> Short task
Your task is to retype, word for word, the lines from the start of the data through the line holding "border-2 border-[#e7deda] bg-[#f4f0ed]". Do not include the pictures.

> Data extract
---+---

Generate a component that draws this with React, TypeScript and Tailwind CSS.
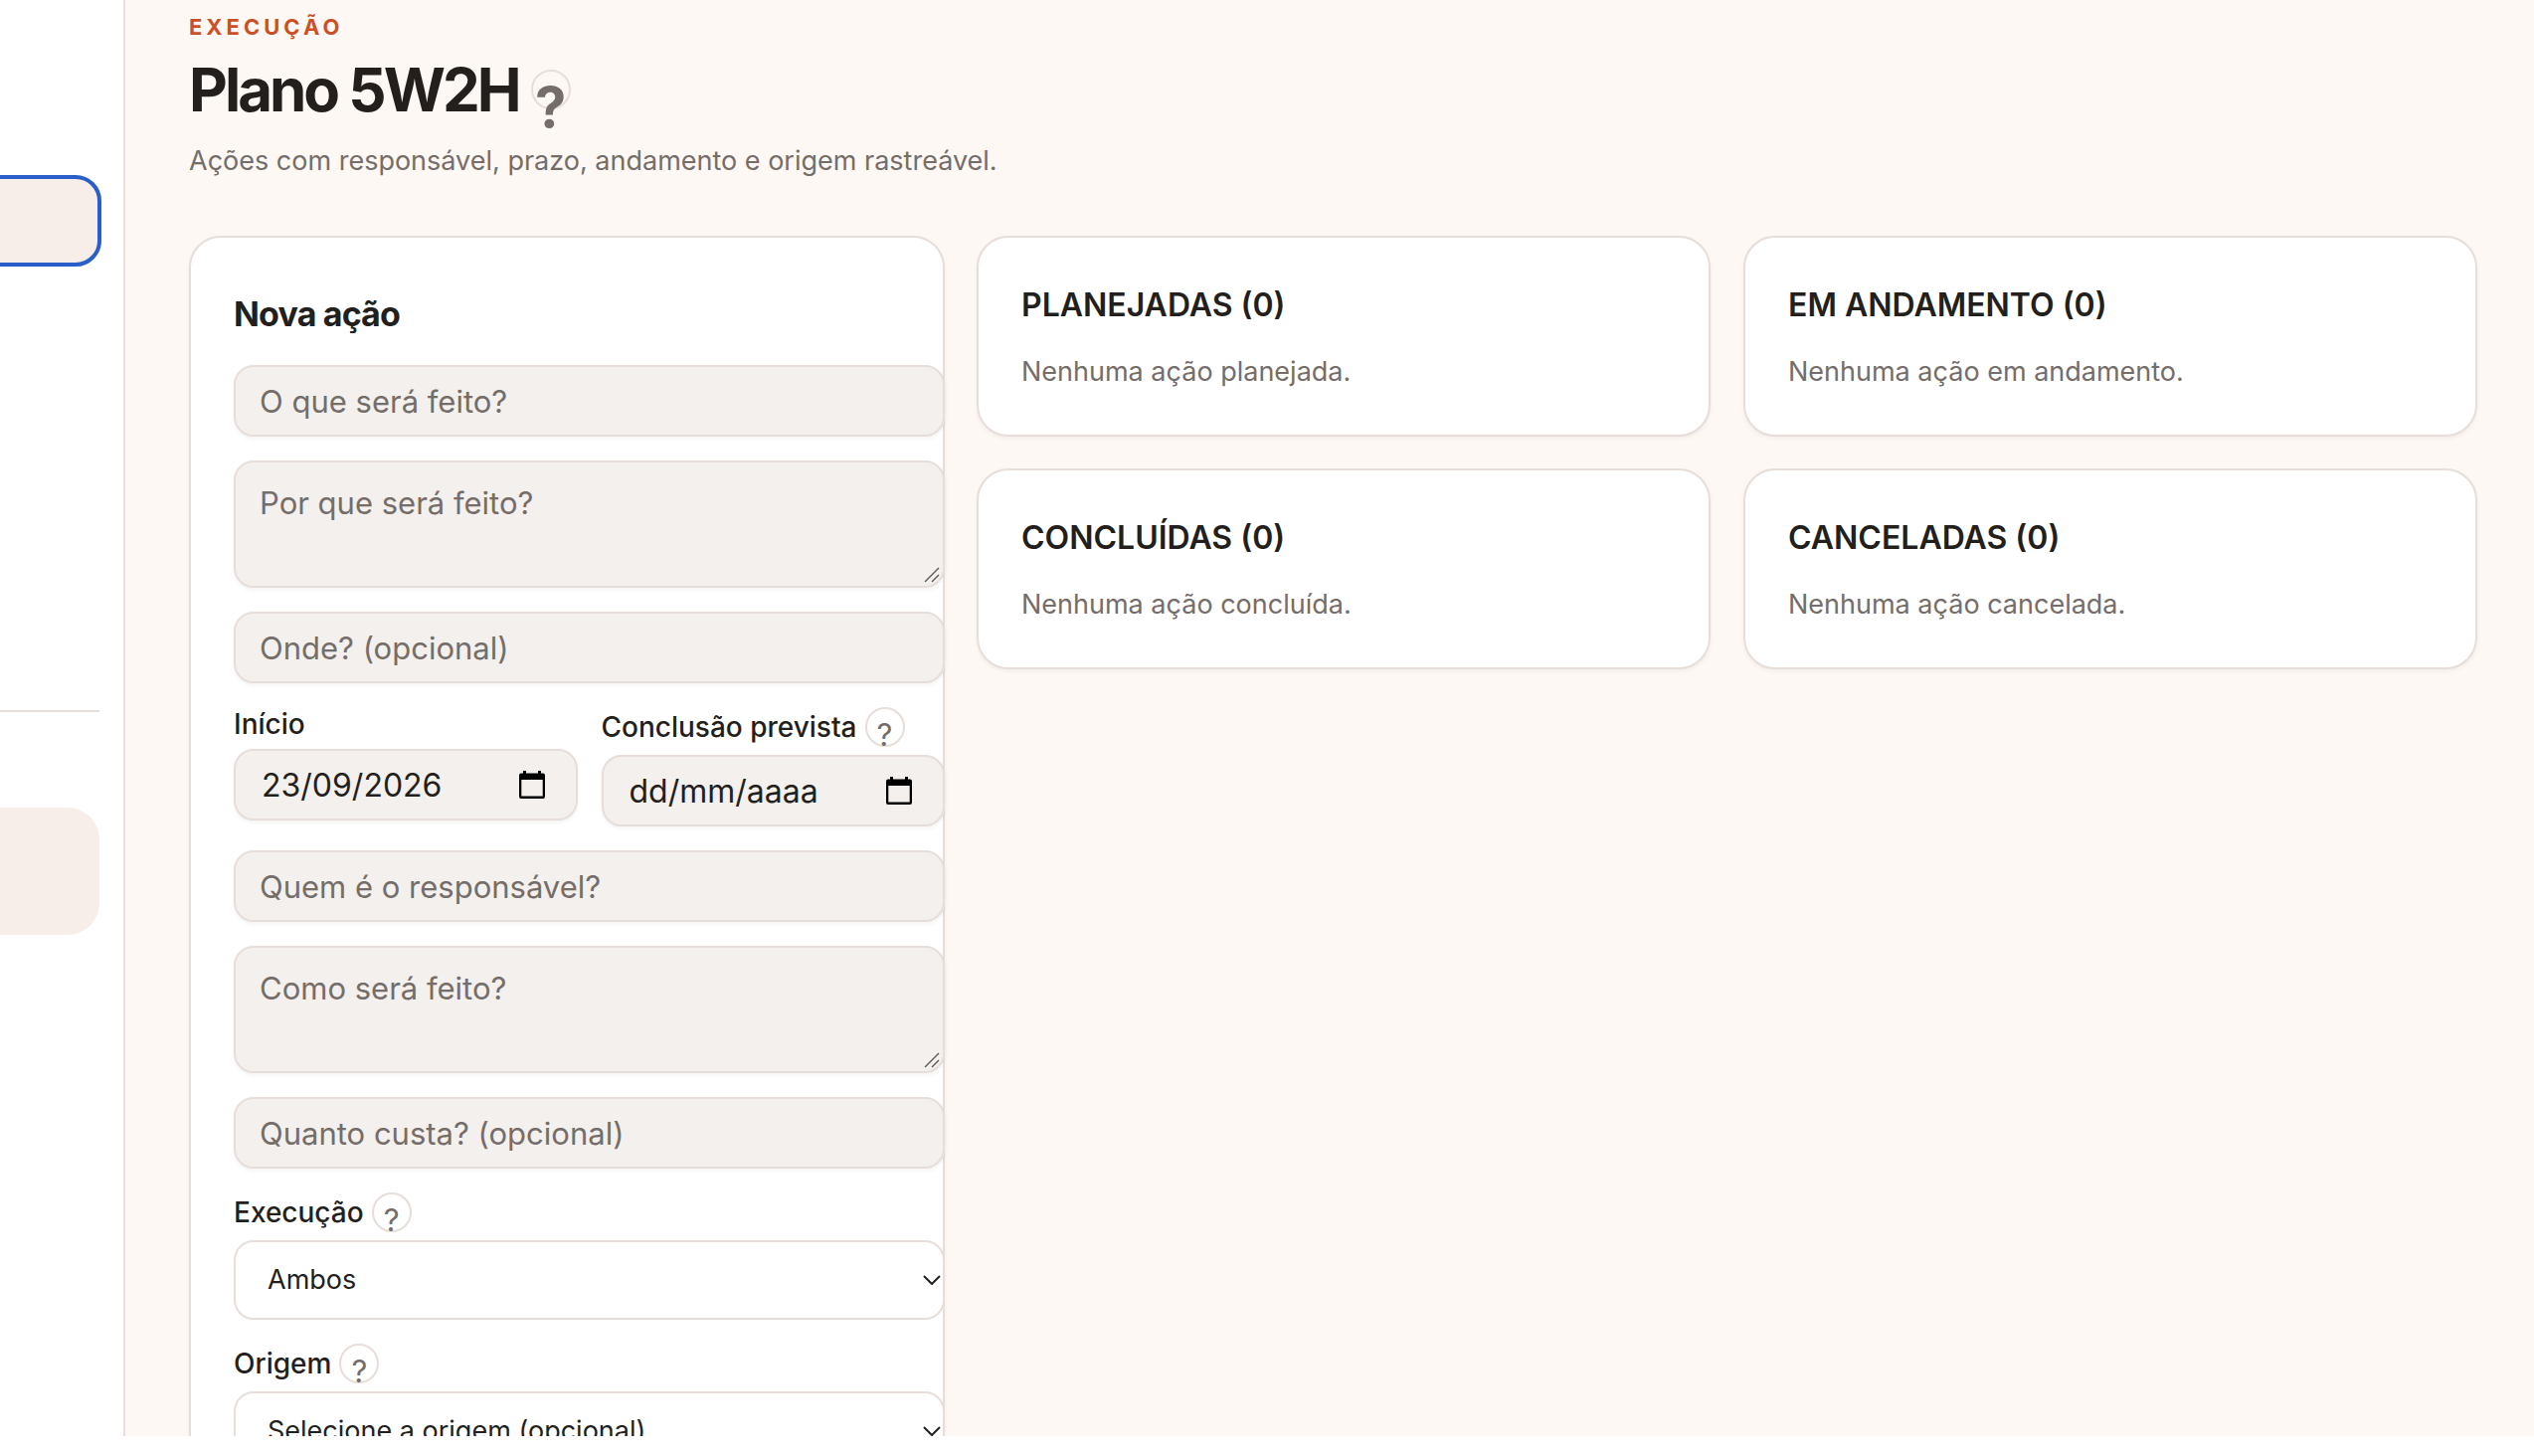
import type { ReactNode } from "react";

const FIELD =
  "w-full rounded-[20px] border-2 border-[#e7deda] bg-[#f4f0ed] px-6 text-[#231f1c] shadow-[0_2px_4px_rgba(0,0,0,0.05)] placeholder:text-[#756d69]";

const COLUMNS = [
  { title: "PLANEJADAS", count: 0, empty: "Nenhuma ação planejada." },
  { title: "EM ANDAMENTO", count: 0, empty: "Nenhuma ação em andamento." },
  { title: "CONCLUÍDAS", count: 0, empty: "Nenhuma ação concluída." },
  { title: "CANCELADAS", count: 0, empty: "Nenhuma ação cancelada." },
];

function Help({ topic, large }: { topic: string; large?: boolean }) {
  return (
    <button
      type="button"
      aria-label={`Ajuda: ${topic}`}
      className={`flex size-10 shrink-0 items-center justify-center rounded-full border-2 border-[#e7deda] leading-none text-[#756d69] ${
        large ? "pt-9 text-[56px] font-bold" : "pt-3.5 text-[31px]"
      }`}
    >
      ?
    </button>
  );
}

function TextField({ label }: { label: string }) {
  return (
    <input
      type="text"
      aria-label={label}
      placeholder={label}
      className={`h-[72px] text-[31px] ${FIELD}`}
    />
  );
}

function TextArea({ label }: { label: string }) {
  return (
    <div className="relative">
      <textarea
        aria-label={label}
        placeholder={label}
        className={`block h-32 resize-none pt-[17px] text-[31px] leading-[48px] ${FIELD}`}
      />
      {/* resize grip */}
      <svg
        viewBox="0 0 16 16"
        className="pointer-events-none absolute right-[5px] bottom-[5px] size-4 stroke-[#5a5856]"
        strokeWidth="1.4"
        aria-hidden
      >
        <path d="M1 15 15 1M8 15l7-7" />
      </svg>
    </div>
  );
}

function DateField({ id, value }: { id: string; value?: string }) {
  return (
    <div className={`flex h-[72px] items-center text-[32px] ${FIELD}`}>
      <input
        id={id}
        type="text"
        defaultValue={value}
        placeholder="dd/mm/aaaa"
        className="w-full min-w-0 bg-transparent px-0.5 pt-0.5 placeholder:text-[#231f1c]"
      />
      <button type="button" aria-label="Abrir calendário" className="mr-[7px] shrink-0">
        <svg viewBox="0 0 26 28" className="h-7 w-[26px]" aria-hidden>
          <path
            fillRule="evenodd"
            d="M4 0h3v2.5h12V0h3v2.5h2a2 2 0 0 1 2 2V26a2 2 0 0 1-2 2H2a2 2 0 0 1-2-2V4.500a2 2 0 0 1 2-2h2ZM2.300 9v16.500h21.400V9Z"
          />
        </svg>
      </button>
    </div>
  );
}

function SelectField({
  id,
  label,
  children,
}: {
  id: string;
  label: string;
  children: ReactNode;
}) {
  return (
    <div className="flex flex-col gap-2">
      <div className="flex h-10 items-center gap-2">
        <label htmlFor={id} className="text-[28px] font-medium">
          {label}
        </label>
        <Help topic={label} />
      </div>
      <div className="relative">
        <select
          id={id}
          className="block h-20 w-full appearance-none rounded-[20px] border-2 border-[#e7deda] bg-white px-8 text-[27px]"
        >
          {children}
        </select>
        <svg
          viewBox="0 0 18 10"
          className="pointer-events-none absolute top-[35px] right-1 h-2.5 w-[18px] fill-none stroke-[#231f1c]"
          strokeWidth="2"
          aria-hidden
        >
          <path d="m1 1 8 8 8-8" />
        </svg>
      </div>
    </div>
  );
}

function ActionCard() {
  return (
    <section className="rounded-[32px] border-2 border-[#e7deda] bg-white pt-[50px] pb-11 pl-[43px] shadow-[0_2px_4px_rgba(0,0,0,0.05)]">
      {/* fields run over the card's right border */}
      <form className="-mr-0.5 flex flex-col gap-6">
        <h2 className="text-[34px] leading-[54px] font-bold tracking-tight">Nova ação</h2>
        <TextField label="O que será feito?" />
        <TextArea label="Por que será feito?" />
        <TextField label="Onde? (opcional)" />
        <div className="grid grid-cols-2 items-start gap-6">
          <div className="flex flex-col gap-2">
            <label htmlFor="inicio" className="text-[28px] leading-[34px] font-medium">
              Início
            </label>
            <DateField id="inicio" value="23/09/2026" />
          </div>
          <div className="flex flex-col gap-2">
            <div className="flex h-10 items-center gap-2">
              <label htmlFor="conclusao" className="text-[28px] font-medium">
                Conclusão prevista
              </label>
              <Help topic="Conclusão prevista" />
            </div>
            <DateField id="conclusao" />
          </div>
        </div>
        <TextField label="Quem é o responsável?" />
        <TextArea label="Como será feito?" />
        <TextField label="Quanto custa? (opcional)" />
        <SelectField id="execucao" label="Execução">
          <option>Ambos</option>
        </SelectField>
        <SelectField id="origem" label="Origem">
          <option>Selecione a origem (opcional)</option>
        </SelectField>
      </form>
    </section>
  );
}

export default function App() {
  return (
    <div className="h-screen bg-white pb-5 font-['Inter',sans-serif] text-[#231f1c]">
      <div className="flex h-full overflow-hidden bg-[#fdf8f4]">
        <aside className="w-[126px] shrink-0 border-r-2 border-[#e7deda] bg-white pt-[178px] pr-6">
          <a
            href="#plano"
            aria-label="Plano 5W2H"
            className="-ml-2 block h-[88px] rounded-r-3xl bg-[#f7eee9] outline-4 -outline-offset-2 outline-[#2a5fc9]"
          />
          <hr className="mt-[448px] border-t-2 border-[#e7deda]" />
          <div className="mt-24 h-32 rounded-r-[32px] bg-[#f7eee9]" />
        </aside>

        <main className="min-w-0 flex-1 pt-[11px] pr-[57px] pl-16">
          <p className="text-[22px] leading-8 font-bold tracking-[4px] text-[#cb5027]">
            EXECUÇÃO
          </p>
          <div className="mt-[15px] flex items-center gap-3">
            <h1 className="text-[60px] leading-[64px] font-bold tracking-tighter">
              Plano 5W2H
            </h1>
            <Help topic="Plano 5W2H" large />
          </div>
          <p className="mt-5 text-[27px] leading-10 text-[#756d69]">
            Ações com responsável, prazo, andamento e origem rastreável.
          </p>

          <div className="mt-[55px] grid grid-cols-[760px_1fr] items-start gap-8">
            <ActionCard />
            <div className="grid grid-cols-2 gap-x-[33px] gap-y-8">
              {COLUMNS.map((c) => (
                <section
                  key={c.title}
                  className="rounded-[32px] border-2 border-[#e7deda] bg-white p-[43px] shadow-[0_2px_4px_rgba(0,0,0,0.05)]"
                >
                  <h2 className="text-[32px] leading-[50px] font-semibold">
                    {c.title} ({c.count})
                  </h2>
                  <p className="mt-[22px] text-[27px] leading-10 text-[#756d69]">
                    {c.empty}
                  </p>
                </section>
              ))}
            </div>
          </div>
        </main>
      </div>
    </div>
  );
}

---+---

> Result of this exercise
Generate a component that draws this with React, TypeScript and Tailwind CSS.
import type { ReactNode } from "react";

const FIELD =
  "w-full rounded-[20px] border-2 border-[#e7deda] bg-[#f4f0ed] px-6 text-[#231f1c] shadow-[0_2px_4px_rgba(0,0,0,0.05)] placeholder:text-[#756d69]";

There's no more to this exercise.